Unified Graph (Vision)

This is the story of where Actionbase is heading—and the problem we’re solving.

The Pattern

Consider the stories so far:

• Wish — users saving gifts they want to receive
• Recent Views — users browsing products
• Friends — users connecting with users

Each started as an isolated feature. Different teams, different tables, different scaling strategies. But from a data modeling perspective, they share the same structure:

Who did what to which target.

The Convergence

As more features adopt Actionbase, a structure emerges:

flowchart TD
    User((User))
    User -->|wishes| Product1[Product A]
    User -->|views| Product2[Product B]
    User -->|follows| Friend((Friend))
    Friend -->|wishes| Product1
    Friend -->|views| Product3[Product C]

Individual edges accumulate. What was once scattered across databases becomes a connected graph:

• Products connect around users
• Users connect with users
• The flow of the entire service becomes visible

The Problem

Today, each feature queries its own slice:

• “What did I wish for?”
• “What did I view recently?”
• “Who do I follow?”

But what about: “What did my friends wish for?”

This query spans two features — Friends and Wish. It requires traversing the graph: get my friends, then get each friend’s wishes. Currently, no system serves this efficiently at scale. This is the problem we’re solving — and has been our vision from the beginning:

When your data converges in Actionbase, you may discover possibilities you couldn’t see before.

“What did my friends wish for?” is one such possibility.

Where We Are

In 2026, we’re preparing to make it real. With each adoption, the structure grows. With each edge, the graph becomes richer — see Roadmap.

Technical Notes

EdgeIndex: Narrow Rows

Actionbase uses EdgeIndex, a narrow row structure optimized for Scan. Why not wide rows from the start? Because narrow rows scale simply — if you need more capacity, add nodes.

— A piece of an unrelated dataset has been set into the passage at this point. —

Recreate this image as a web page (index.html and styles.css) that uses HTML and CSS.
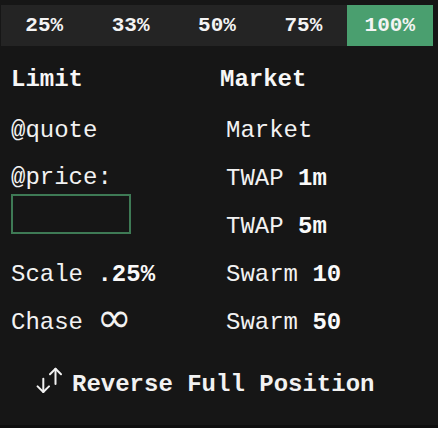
FILE: index.html
```html
<!DOCTYPE html>
<html>
<head>
<meta charset="utf-8">
<link rel="stylesheet" href="styles.css">
</head>
<body>
<div class="panel">
  <div class="pct-bar">
    <div class="pct">25%</div>
    <div class="pct">33%</div>
    <div class="pct">50%</div>
    <div class="pct">75%</div>
    <div class="pct active">100%</div>
  </div>
  <div class="cols">
    <div class="col left">
      <div class="heading">Limit</div>
      <div class="row">@quote</div>
      <div class="row price-label">@price:</div>
      <div class="price-box"></div>
      <div class="row scale">Scale <b>.25%</b></div>
      <div class="row">Chase <span class="inf">∞</span></div>
    </div>
    <div class="col right">
      <div class="heading">Market</div>
      <div class="list">
        <div class="row">Market</div>
        <div class="row">TWAP <b>1m</b></div>
        <div class="row">TWAP <b>5m</b></div>
        <div class="row">Swarm <b>10</b></div>
        <div class="row">Swarm <b>50</b></div>
      </div>
    </div>
  </div>
  <div class="reverse">
    <svg class="rev-icon" width="26" height="26" viewBox="0 0 26 26" fill="none" stroke="#f2f2f2" stroke-width="2" stroke-linecap="round" stroke-linejoin="round">
      <path d="M7.3 11.7V25"/>
      <path d="M1.6 19.4L7.3 25L13 19.4"/>
      <path d="M19.5 1.8V17"/>
      <path d="M14 7.2L19.5 1.8L25 7.2"/>
    </svg>
    <span class="rev-text">Reverse Full Position</span>
  </div>
</div>
<div class="footer">
  <div class="foot-a"></div>
  <div class="foot-b"></div>
</div>
</body>
</html>
```
FILE: styles.css
```css
html, body {
  margin: 0;
  padding: 0;
  background: #161616;
}
body {
  width: 438px;
  height: 428px;
  overflow: hidden;
  font-family: "Liberation Mono", "DejaVu Sans Mono", monospace;
  color: #f2f2f2;
  font-size: 24px;
}
.panel {
  height: 420px;
}
.pct-bar {
  display: flex;
  margin: 5px 5px 0 1px;
  height: 41px;
  background: #242424;
}
.pct {
  flex: 1;
  display: flex;
  align-items: center;
  justify-content: center;
  font-size: 21px;
  font-weight: bold;
  color: #f4f4f4;
}
.pct.active {
  background: #4a9f6f;
}
.cols {
  display: grid;
  grid-template-columns: 209px 1fr;
  padding-left: 11px;
  padding-top: 20px;
}
.heading {
  font-weight: bold;
  line-height: 28px;
  height: 28px;
  margin-bottom: 13px;
  color: #f7f7f7;
}
.row {
  line-height: 48px;
  height: 48px;
  white-space: nowrap;
}
.row b {
  font-weight: bold;
  color: #fafafa;
}
.list {
  padding-left: 6px;
}
.price-label {
  line-height: 32px;
  height: 32px;
  padding-top: 7px;
}
.price-box {
  width: 120px;
  height: 40px;
  box-sizing: border-box;
  border: 2px solid #3e7a55;
  margin-bottom: 17px;
}
.inf {
  font-family: "DejaVu Sans", sans-serif;
  font-size: 42px;
  font-weight: normal;
  line-height: 0;
  vertical-align: -3px;
  margin-left: -1px;
}
.reverse {
  display: flex;
  align-items: center;
  gap: 10px;
  padding-left: 36px;
  margin-top: 14px;
  height: 48px;
}
.rev-icon {
  margin-bottom: 10px;
}
.rev-text {
  font-weight: bold;
  line-height: 48px;
}
.footer {
  height: 8px;
  background: #0e0e0e;
  display: flex;
  align-items: flex-end;
}
.foot-a {
  margin-left: 173px;
  width: 113px;
  height: 4px;
  background: #1b1b1b;
}
.foot-b {
  margin-left: 54px;
  flex: 1;
  height: 4px;
  background: #1b1b1b;
}
```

Row Key: salt | source | tableCode | direction | indexCode | indexValues | target
Qualifier: "e" (fixed)
Value: version | properties

Each edge is one row. Single-hop queries (“What did I wish for?”) work well — one Scan by source prefix retrieves all edges.

EdgeCache: Wide Rows (Planned)

Why are multi-hop queries hard? With narrow rows, “What did my friends wish for?” requires: get my N friends, then N Scans to get each friend’s wishes. N RPCs don’t scale.

Wide rows solve this:

Row Key: salt | source | tableCode | direction | indexCode
Qualifier: indexValues | target
Value: version | properties

With wide rows, all edges for one source fit in a single row as separate columns. Fetching edges for N friends becomes a single MultiGet (1 RPC to storage backend, currently HBase) instead of N Scans (N RPCs to storage backend).

Why Both?

Different roles:

• EdgeIndex — maintains all edges. Narrow rows scale simply. Add nodes, done.
• EdgeCache — keeps only top N edges for multi-hop efficiency.

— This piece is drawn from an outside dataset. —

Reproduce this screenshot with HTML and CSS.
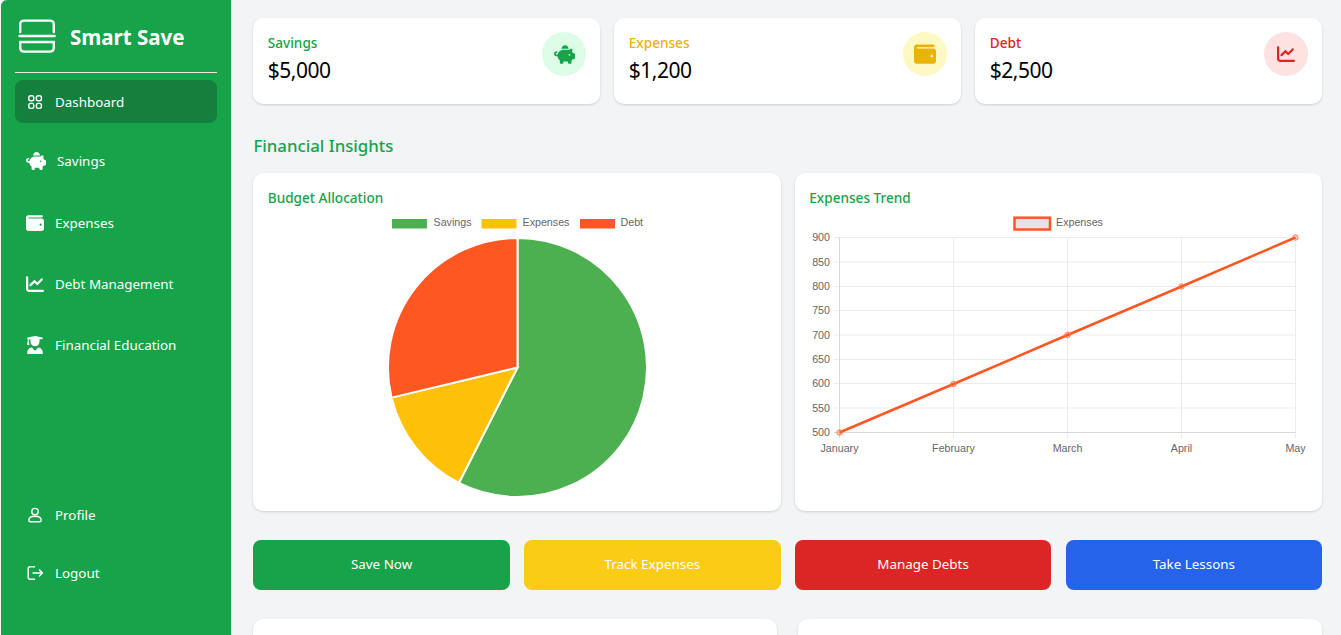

But wide rows can grow unbounded. A user with millions of edges creates a massive row. A Pruner solves this by:

• Consuming CDC to detect changes
• Keeping only top N edges per row (by index order)
• Multi-hop queries only need top N anyway

What This Means

• Query Layer: Add multi-hop API with bounded traversal depth
• Storage Layer: Add EdgeCache alongside EdgeIndex
• Pruner: Background process to maintain EdgeCache size via CDC
• Migration: Bulk-load EdgeCache from existing data

Both structures will coexist — EdgeIndex as the complete index, EdgeCache for multi-hop efficiency.